Case studies of resource use in nine leading-edge small urban high schools can offer lessons for districts that are not satisfied with just a few examples of outstanding schools, but want to create entire systems of them.

We studied a set of widely recognized small urban schools—all with enrollments of 500 or fewer students—that represent a range of instructional, organizational, and governance models. These “Leading Edge Schools” serve student populations similar to their districts’, but outperform most local large high schools. Our sample included two state charter schools, four in-district charter schools, and three district-run schools located in Boston; Chicago; San Diego; Oakland, Calif.; and Worcester, Mass.

Here are four of the most salient lessons gleaned from our findings:

• There’s no one way, but there is a strategic way to organize schools.

Schools can best create high-performing organizations — or strategic designs — when they have the flexibility to organize resources along with guidance and support on best practices.

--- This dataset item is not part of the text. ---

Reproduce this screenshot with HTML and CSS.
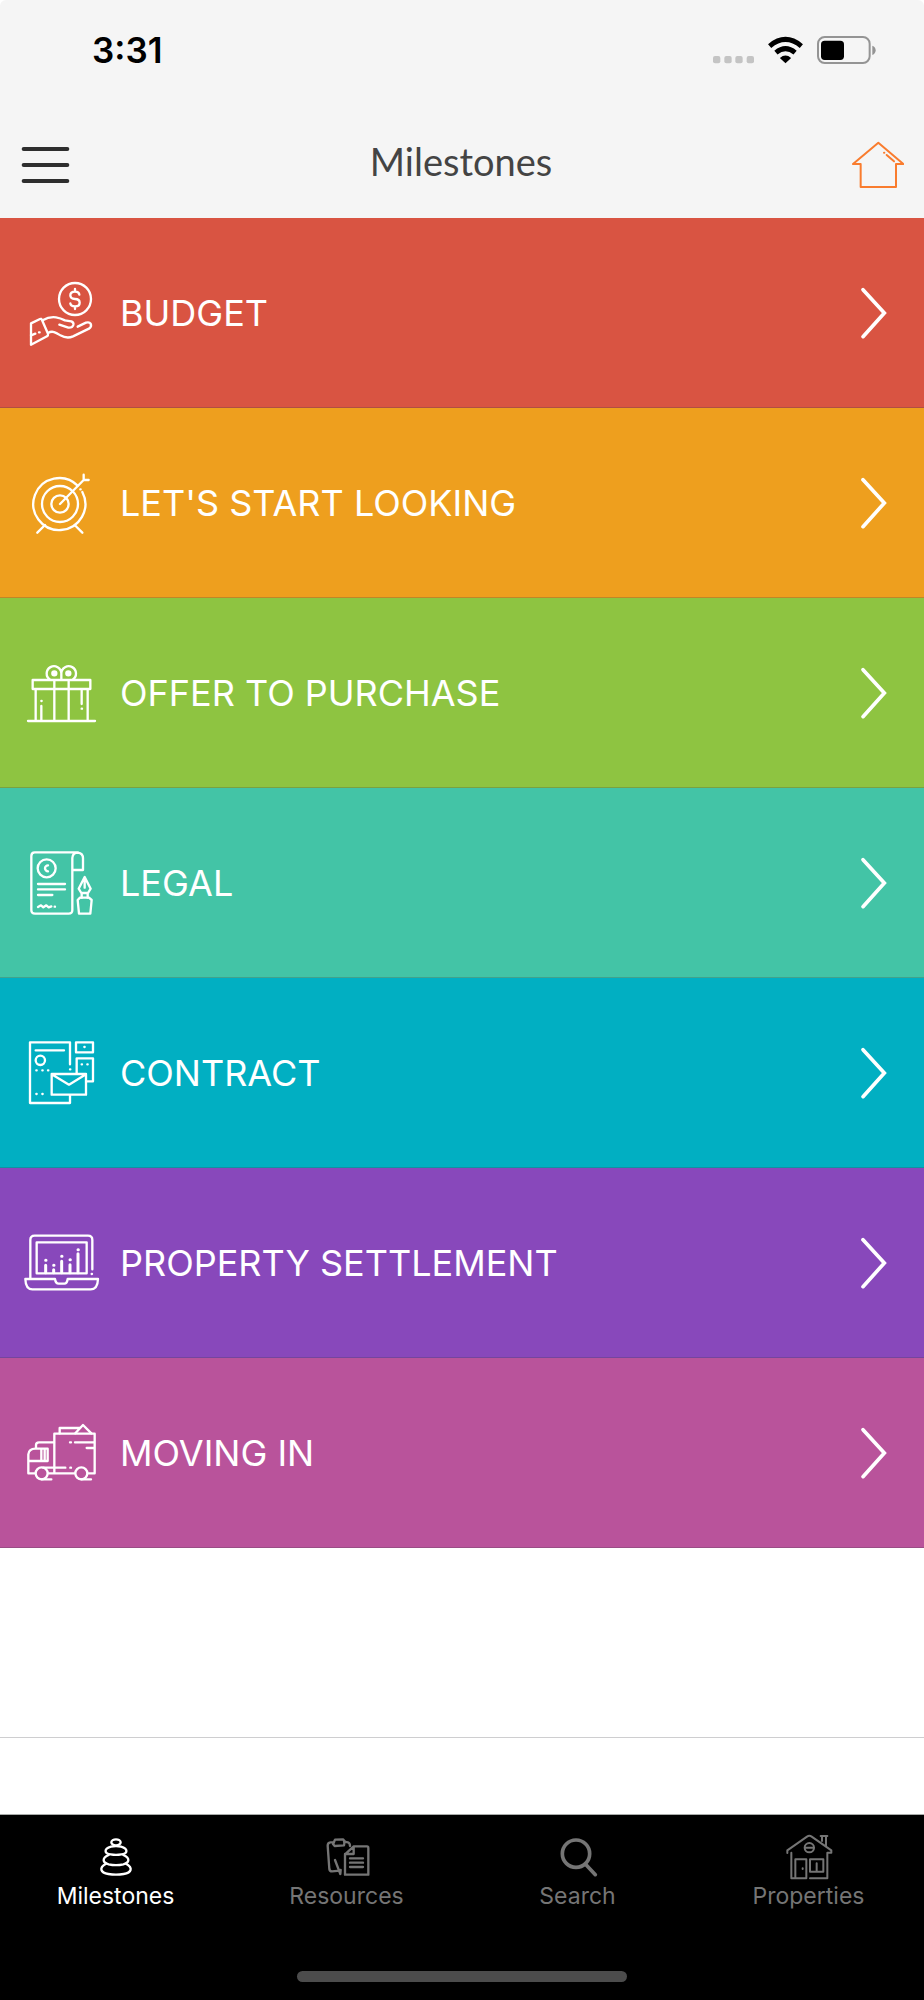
FILE: index.html
```html
<!DOCTYPE html>
<html lang="en">
<head>
  <meta charset="UTF-8">
  <meta name="viewport" content="width=device-width, initial-scale=1.0">
  <title>Milestones</title>
  <link rel="stylesheet" href="styles.css">
</head>
<body>
  <header class="header">
    <div class="status-bar">
      <span class="time">3:31</span>
      <div class="status-icons">
        <svg width="41" height="28" viewBox="752 108 123 84" fill="#c4c4c4">
          <rect x="752" y="168" width="22" height="22" rx="6"/>
          <rect x="786" y="168" width="22" height="22" rx="6"/>
          <rect x="819" y="168" width="22" height="22" rx="6"/>
          <rect x="853" y="168" width="22" height="22" rx="6"/>
        </svg>
        <svg width="35" height="28" viewBox="917 108 106 84">
          <g fill="none" stroke="#000" stroke-width="15">
            <path d="M922 138Q970 98 1018 138"/>
            <path d="M941 158Q970 134 999 158"/>
          </g>
          <path d="M953 174Q970 160 987 174L970 190Z"/>
        </svg>
        <svg width="59" height="28" viewBox="1065 108 177 84">
          <rect x="1068" y="111" width="155" height="78" rx="20" fill="none" stroke="#949494" stroke-width="6"/>
          <rect x="1077" y="122" width="69" height="58" rx="11"/>
          <path d="M1231 137Q1241 141 1241 151Q1241 161 1231 165Z" fill="#949494"/>
        </svg>
      </div>
    </div>
    <nav class="nav-bar">
      <button class="nav-button" aria-label="Menu">
        <svg width="50" height="48" viewBox="60 424 150 144" fill="none" stroke="#2e2e2e" stroke-width="12" stroke-linecap="round">
          <path d="M71 448H202M71 496H202M71 544H202"/>
        </svg>
      </button>
      <h1 class="title">Milestones</h1>
      <button class="nav-button" aria-label="Home">
        <svg width="52" height="48" viewBox="1171 424 156 144" fill="none" stroke="#f97c2e" stroke-width="6" stroke-linecap="round" stroke-linejoin="round">
          <path d="M1250 429L1174 493H1197V562H1303V493H1325Z"/>
          <path d="M1267 459H1268M1275 466L1297 485"/>
        </svg>
      </button>
    </nav>
  </header>

  <main class="milestones">
    <a href="#budget" class="row budget">
      <svg class="row-icon" viewBox="60 36 240 240">
        <circle cx="225" cy="114" r="48"/>
        <path d="M238 101Q237 92 225 92Q211 92 211 103Q211 114 225 114Q239 114 239 125Q239 136 225 136Q212 136 211 127M225 84V92M225 136V144"/>
        <path d="M93 187L120 174Q124 172 126 177L144 218Q145 223 141 226L93 251Z"/>
        <path d="M93 223L106 218M117 214H119"/>
        <path d="M128 178Q148 166 168 169Q181 171 195 178L214 181Q222 184 220 192Q217 201 205 200L178 191"/>
        <path d="M144 216C158 207 170 216 181 223Q201 234 219 226L267 203Q276 197 272 188Q268 182 258 185L233 197"/>
      </svg>
      <span class="row-label">BUDGET</span>
      <svg class="chevron" viewBox="108 78 84 162"><path d="M117 89L181 159L117 230"/></svg>
    </a>
    <a href="#looking" class="row looking">
      <svg class="row-icon" viewBox="60 36 240 240">
        <path d="M233 104A78 78 0 1 0 247 123"/>
        <circle cx="180" cy="159" r="54"/>
        <circle cx="180" cy="159" r="26"/>
        <path d="M180 159L251 87M251 71V87H266M241 115H242M135 222L112 245M224 222L247 245"/>
      </svg>
      <span class="row-label">LET'S START LOOKING</span>
      <svg class="chevron" viewBox="108 78 84 162"><path d="M117 89L181 159L117 230"/></svg>
    </a>
    <a href="#offer" class="row offer">
      <svg class="row-icon" viewBox="60 36 240 240">
        <path d="M98 117H271V144H98ZM107 144V238M263 144V238M163 117V238M206 117V238M84 240H285"/>
        <path d="M150 116A22 22 0 1 1 184 97A22 22 0 1 1 218 116M184 97V116"/>
        <circle cx="163" cy="97" r="6" class="solid"/>
        <circle cx="205" cy="97" r="6" class="solid"/>
        <path d="M124 180H125M124 195V238M245 148V189M245 203H246"/>
      </svg>
      <span class="row-label">OFFER TO PURCHASE</span>
      <svg class="chevron" viewBox="108 78 84 162"><path d="M117 89L181 159L117 230"/></svg>
    </a>
    <a href="#legal" class="row legal">
      <svg class="row-icon" viewBox="60 36 240 240">
        <path d="M234 64H104Q94 64 94 75V237Q94 248 105 248H206Q217 248 217 237V81Q218 65 234 65Q249 67 249 82V117H218"/>
        <circle cx="140" cy="112" r="27"/>
        <path d="M144 103A9 9 0 1 0 144 121"/>
        <path d="M114 159H195M114 175H195M114 192H157M114 228L123 223L130 229L139 223L146 229L154 226M164 227H165"/>
        <path d="M254 138L236 173L244 186H264L272 173ZM254 145V170M245 186V200M263 186V200"/>
        <path d="M240 200H267L275 207L271 248H237L233 207Z"/>
      </svg>
      <span class="row-label">LEGAL</span>
      <svg class="chevron" viewBox="108 78 84 162"><path d="M117 89L181 159L117 230"/></svg>
    </a>
    <a href="#contract" class="row contract">
      <svg class="row-icon" viewBox="60 36 240 240">
        <path d="M210 130V64H90V246H210V223M107 88H192"/>
        <circle cx="121" cy="118" r="14"/>
        <path d="M109 148H110M127 148H128M144 148H145M109 219H110M127 219H128M210 145H211M253 78H254M245 130H246M262 130H263"/>
        <path d="M228 64H279V94H228ZM230 157V112H279V181H261"/>
        <path d="M155 159H258V221H155ZM155 160L207 191L258 160"/>
      </svg>
      <span class="row-label">CONTRACT</span>
      <svg class="chevron" viewBox="108 78 84 162"><path d="M117 89L181 159L117 230"/></svg>
    </a>
    <a href="#settlement" class="row settlement">
      <svg class="row-icon" viewBox="60 36 240 240">
        <path d="M91 202V87Q91 74 104 74H264Q277 74 277 87V175M275 189H276"/>
        <path d="M110 94H260V187H110Z"/>
        <path d="M76 204H165Q167 218 176 218H193Q201 218 203 204H294Q293 235 272 235H97Q77 235 76 204Z"/>
        <path class="bars" d="M137 163V185M161 176V185M185 151V185M210 161V185M234 128V185M137 148H138M161 163H162M185 136H186M210 146H211M234 116H235"/>
      </svg>
      <span class="row-label">PROPERTY SETTLEMENT</span>
      <svg class="chevron" viewBox="108 78 84 162"><path d="M117 89L181 159L117 230"/></svg>
    </a>
    <a href="#moving" class="row moving">
      <svg class="row-icon" viewBox="60 36 240 240">
        <path d="M163 216V98H284V217H265M224 217H145M104 217H85V160Q87 143 106 143H143V180H87M124 144V178M134 144V178"/>
        <path d="M108 141V132Q108 124 117 124H162M179 97V81H239M226 97L249 72L274 97"/>
        <circle cx="125" cy="217" r="18"/>
        <circle cx="244" cy="217" r="18"/>
        <path d="M125 235H154M244 235H273M130 200H196M211 200H213M210 124H213M225 124H282M260 141H282"/>
      </svg>
      <span class="row-label">MOVING IN</span>
      <svg class="chevron" viewBox="108 78 84 162"><path d="M117 89L181 159L117 230"/></svg>
    </a>
    <div class="row"></div>
  </main>

  <footer class="footer">
    <nav class="tab-bar">
      <a href="#milestones" class="tab active">
        <svg class="tab-icon" viewBox="271 96 150 150" stroke-width="7">
          <ellipse cx="346" cy="127" rx="14" ry="9"/>
          <path d="M331 140C309 146 310 160 330 163Q346 166 362 163C382 160 383 146 361 140Q346 137 331 140Z"/>
          <path d="M324 165C303 174 305 188 324 193Q346 198 368 193C387 188 389 174 368 165"/>
          <path d="M316 191C294 203 299 218 323 222Q346 226 369 222C393 218 398 203 376 191"/>
        </svg>
        <span>Milestones</span>
      </a>
      <a href="#resources" class="tab">
        <svg class="tab-icon" viewBox="964 96 150 150" stroke-width="7">
          <path d="M1000 127H989Q981 128 981 137L986 207Q987 214 994 214L1018 212M1030 125L1042 127Q1048 129 1048 138"/>
          <path d="M1003 119L1027 118L1032 124L1030 136L1002 138L997 132Z"/>
          <path d="M1003 180L1019 222M1019 222L1020 210"/>
          <path d="M1059 139H1099Q1103 139 1103 144V224H1033V163ZM1059 139V162H1033M1048 175H1087M1048 188H1087M1048 201H1087"/>
        </svg>
        <span>Resources</span>
      </a>
      <a href="#search" class="tab">
        <svg class="tab-icon" viewBox="271 96 150 150" stroke-width="11">
          <circle cx="340" cy="161" r="41"/>
          <path d="M368 192L398 224"/>
        </svg>
        <span>Search</span>
      </a>
      <a href="#properties" class="tab">
        <svg class="tab-icon" viewBox="964 96 150 150" stroke-width="6">
          <path d="M974 159V151L1033 110Q1040 105 1047 110L1106 151V158H1094V235H1042M986 158V235H1031V178H998V235"/>
          <path d="M1074 108H1094M1078 110V123M1090 110V137M1042 178H1082V215H1042ZM1062 190V215M1020 205V207M1027 143H1053"/>
          <circle cx="1040" cy="143" r="14"/>
        </svg>
        <span>Properties</span>
      </a>
    </nav>
    <div class="home-indicator"></div>
  </footer>
</body>
</html>
```
FILE: styles.css
```css
* { box-sizing: border-box; }
body { display: flex; flex-direction: column; min-height: 100vh; margin: 0; background: #fff; font-family: Inter, "Liberation Sans", sans-serif; }
svg { display: block; flex: none; }
a { text-decoration: none; }

.header { background: #f5f5f5; border-radius: 6px 6px 0 0; }
.status-bar { display: flex; justify-content: space-between; align-items: center; height: 100px; padding: 0 48px 0 92px; }
.time { font-size: 35px; font-weight: 600; color: #000; }
.status-icons { display: flex; align-items: center; gap: 14px; }
.nav-bar { display: flex; justify-content: space-between; align-items: center; height: 118px; padding: 12px 20px 0; }
.nav-button { padding: 0; border: none; background: none; cursor: pointer; }
.title { margin: 0; padding-bottom: 8px; font-family: Lato, sans-serif; font-size: 38px; font-weight: 400; line-height: 48px; color: #444; }

.milestones { flex: 1; }
.row { display: flex; align-items: center; gap: 20px; height: 190px; padding: 0 36px 0 20px; border-bottom: 1px solid rgba(60, 60, 67, 0.25); color: #fff; }
.row-icon { width: 80px; height: 80px; fill: none; stroke: #fff; stroke-width: 7; stroke-linecap: round; stroke-linejoin: round; }
.row-icon .solid { fill: #fff; }
.row-icon .bars { stroke-width: 9; }
.row-label { flex: 1; font-size: 36px; line-height: 48px; }
.chevron { width: 28px; height: 54px; fill: none; stroke: #fff; stroke-width: 11; stroke-linecap: round; }
.budget { background: #d95442; }
.looking { background: #ee9f1e; }
.offer { background: #8ec441; }
.legal { background: #43c4a6; }
.contract { background: #01afc2; }
.settlement { background: #8848bb; }
.moving { background: #b9539b; }

.footer { height: 186px; border-top: 1px solid #a8aba9; background: #000; }
.tab-bar { display: flex; padding-top: 17px; }
.tab { display: flex; flex: 1; flex-direction: column; align-items: center; font-size: 23px; font-weight: 400; line-height: 28px; color: #757575; }
.tab.active { color: #fff; }
.tab-icon { width: 50px; height: 50px; fill: none; stroke: currentColor; stroke-linecap: round; stroke-linejoin: round; }
.home-indicator { width: 330px; height: 11px; margin: 61px auto 0; border-radius: 6px; background: #4c4c4c; }
```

Rather than accept traditional schedules, staffing ratios, and job descriptions, Leading Edge Schools deliberately organize people, time, and money to support their instructional models and meet their students’ needs. Operating largely with public funds, they make tough resource trade-offs to prioritize teaching quality, core academic time, and individual student attention. Though these schools look very different from one another, they share a set of common practices that distinguish them from typical large urban high schools.

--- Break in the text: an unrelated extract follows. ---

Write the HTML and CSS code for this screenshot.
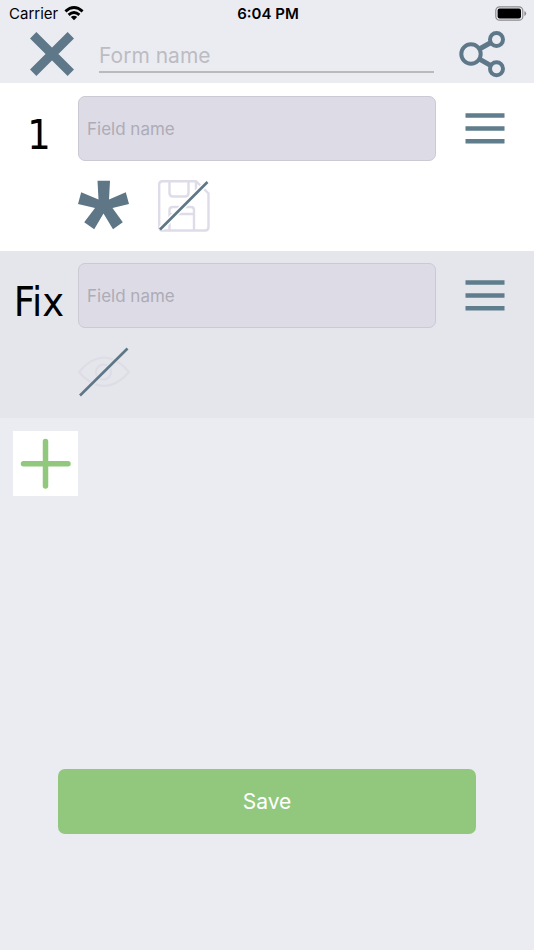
FILE: index.html
```html
<!DOCTYPE html>
<html lang="en">
<head>
<meta charset="utf-8">
<meta name="viewport" content="width=device-width, initial-scale=1">
<title>Form editor</title>
<link rel="stylesheet" href="styles.css">
</head>
<body>
<div class="status">
  <div class="carrier">
    <span>Carrier</span>
    <svg width="20" height="15" viewBox="0 0 20 15" fill="none" stroke="#000" stroke-width="2.8">
      <path d="M1.4 5.4Q10 -2.4 18.6 5.4"/>
      <path d="M4.6 8.9Q10 4 15.4 8.9"/>
      <path d="M10 14.2L6.8 11.1Q10 8.4 13.2 11.1Z" fill="#000" stroke="none"/>
    </svg>
  </div>
  <div class="time">6:04 PM</div>
  <svg class="battery" width="32" height="15" viewBox="0 0 32 15">
    <rect x=".8" y=".8" width="27" height="13.4" rx="3.8" fill="none" stroke="#8b8b8f" stroke-width="1.2"/>
    <rect x="2.6" y="2.6" width="23.4" height="9.8" rx="2" fill="#000"/>
    <path d="M29.4 5Q31.2 5.8 31.2 7.5T29.4 10Z" fill="#8b8b8f"/>
  </svg>
</div>
<header class="header">
  <button class="icon-button close" type="button" aria-label="Close">
    <svg width="44" height="44" viewBox="0 0 44 44" stroke="#5f7889" stroke-width="9"><path d="M3.2 3.2L40.8 40.8M40.8 3.2L3.2 40.8"/></svg>
  </button>
  <input class="form-name" type="text" placeholder="Form name" aria-label="Form name">
  <button class="icon-button share" type="button" aria-label="Share">
    <svg width="48" height="48" viewBox="0 0 48 48" fill="none" stroke="#5f7889" stroke-width="4">
      <path d="M21 19.2L32.5 12.8M21 28.8L32.5 35.4" stroke-width="5"/>
      <circle cx="13" cy="24" r="9.7"/><circle cx="38.5" cy="9.5" r="6.5"/><circle cx="38.5" cy="38.8" r="6.5"/>
    </svg>
  </button>
</header>
<main class="main">
  <section class="field">
    <label class="tag" for="field-1">1</label>
    <input class="field-name" id="field-1" type="text" placeholder="Field name">
    <button class="icon-button menu" type="button" aria-label="Reorder field 1">
      <svg width="40" height="32" viewBox="0 0 40 32" stroke="#5f7d8c" stroke-width="4.4"><path d="M.5 2.5H39.5M.5 15.5H39.5M.5 28.3H39.5"/></svg>
    </button>
    <div class="tools">
      <button class="icon-button" type="button" aria-label="Required">
        <svg width="52" height="52" viewBox="0 0 52 52" fill="#5f7687"><path d="M19.5 .8H32L31 19.5L47.8 12.3L51 24L34.5 28L44.8 42.2L35 49.3L25.500 33.5L16.2 49.3L6.2 42.2L17 28L0 24L3.2 12.3L20.500 19.5Z"/></svg>
      </button>
      <button class="icon-button" type="button" aria-label="Do not save value">
        <svg width="52" height="52" viewBox="0 0 52 52" fill="none" stroke="#dedce8" stroke-width="2.4">
          <path d="M4.5 1.2H38L50.5 13.5V47Q50.5 50.5 47 50.5H4.5Q1.2 50.5 1.2 47V4.5Q1.2 1.2 4.5 1.2Z"/>
          <path d="M11.5 1.5V13Q11.5 16.500 15 16.5H27Q30.5 16.5 30.5 13V1.5M38 1.5V14"/>
          <path d="M11.5 50V30Q11.5 27 15 27H33Q36 27 36 30V50M11.5 37Q11.5 34 15 34H36"/>
          <path d="M3 48.500L48.500 3" stroke="#fff" stroke-width="6"/>
          <path d="M2 49.5L49.5 2" stroke="#5f7687" stroke-width="2.6"/>
        </svg>
      </button>
    </div>
  </section>
  <section class="field fixed">
    <label class="tag" for="field-2">Fix</label>
    <input class="field-name" id="field-2" type="text" placeholder="Field name">
    <button class="icon-button menu" type="button" aria-label="Reorder fixed field">
      <svg width="40" height="32" viewBox="0 0 40 32" stroke="#5f7d8c" stroke-width="4.4"><path d="M.5 2.5H39.5M.5 15.5H39.5M.5 28.3H39.5"/></svg>
    </button>
    <div class="tools">
      <button class="icon-button" type="button" aria-label="Hidden">
        <svg width="52" height="52" viewBox="0 0 52 52" fill="none" stroke="#dedce6" stroke-width="2.2">
          <path d="M1 25Q13 10.5 26 10.5T51 25Q39 39 26 39T1 25Z"/>
          <circle cx="25.5" cy="25" r="7.5"/>
          <path d="M2 49L50 1" stroke="#e5e6ec" stroke-width="5"/>
          <path d="M2 48.5L49.5 1.5" stroke="#5f7687" stroke-width="2.6"/>
        </svg>
      </button>
    </div>
  </section>
  <button class="add" type="button" aria-label="Add field">
    <svg width="52" height="52" viewBox="0 0 52 52" stroke="#92c87d" stroke-width="5.5" stroke-linecap="round"><path d="M25.5 3.5V48M3.5 25.7H48"/></svg>
  </button>
  <button class="save" type="button">Save</button>
</main>
</body>
</html>
```
FILE: styles.css
```css
* {
  box-sizing: border-box;
}

body {
  margin: 0;
  min-height: 100vh;
  display: flex;
  flex-direction: column;
  background: #ebecf2;
  color: #000;
  font-family: Inter, "Liberation Sans", sans-serif;
}

svg {
  display: block;
}

button,
input {
  margin: 0;
  padding: 0;
  border: 0;
  border-radius: 0;
  font-family: inherit;
}

.icon-button {
  background: none;
}

.status {
  display: grid;
  grid-template-columns: 1fr auto 1fr;
  align-items: center;
  height: 27px;
  padding: 0 7px 0 9px;
  font-size: 15px;
}

.carrier {
  display: flex;
  align-items: center;
  gap: 6px;
}

.time {
  font-weight: 600;
}

.battery {
  justify-self: end;
}

.header {
  display: flex;
  align-items: center;
  height: 56px;
  padding: 0 28px 2px 30px;
}

.form-name {
  flex: 1;
  min-width: 0;
  height: 34px;
  margin: 4px 24px 0 25px;
  border-bottom: 2px solid #b7bcb9;
  background: transparent;
  font-size: 21px;
}

.form-name::placeholder {
  color: #bcbcc2;
  opacity: 1;
}

.main {
  flex: 1;
  display: flex;
  flex-direction: column;
}

.field {
  display: grid;
  grid-template-columns: 78px 1fr 98px;
  row-gap: 19px;
  align-items: center;
  padding: 13px 0 19px;
  background: #fff;
}

.fixed {
  padding: 12px 0 19px;
  background: #e5e6ec;
}

.tag {
  padding: 12px 0 0;
  font-family: "DejaVu Sans Condensed", "DejaVu Sans", sans-serif;
  font-size: 41px;
  line-height: 48px;
  text-align: center;
}

.field-name {
  width: 100%;
  min-width: 0;
  height: 65px;
  padding: 0 8px;
  border: 1px solid #cbc9d3;
  border-radius: 7px;
  background: #dddbe6;
  font-size: 17px;
}

.field-name::placeholder {
  color: #adacb6;
  opacity: 1;
}

.menu {
  justify-self: center;
}

.tools {
  grid-column: 2;
  display: flex;
  gap: 28px;
}

.add {
  display: grid;
  place-items: center;
  width: 65px;
  height: 65px;
  margin: 13px;
  background: #fff;
}

.save {
  height: 65px;
  margin: auto 58px 116px;
  border-radius: 7px;
  background: #92c87d;
  color: #fff;
  font-size: 21px;
}
```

Principals carefully select teaching-staff members to fit their specific school needs, for example. Students spend an average of 20 percent more time in school each year—and 233 more days over four years—on core academics than their peers in traditional high schools do. And teachers devote an average of five times more hours to collaboration and professional development than local districts require.

• Strategic school design depends on resource-savvy principals.

The principals of Leading Edge Schools are savvy resource managers. They understand that deftly crafting resources to align with their instructional models and ever-changing student and teacher needs is key to their schools’ success. Not all principals bring these same skills to the job. To create strategic-resource schools at scale, schools leaders need help in figuring out and implementing new approaches. This suggests a new paradigm for supervising and supporting schools—especially as they are outlining their improvement plans, budgets, and staffing needs each year.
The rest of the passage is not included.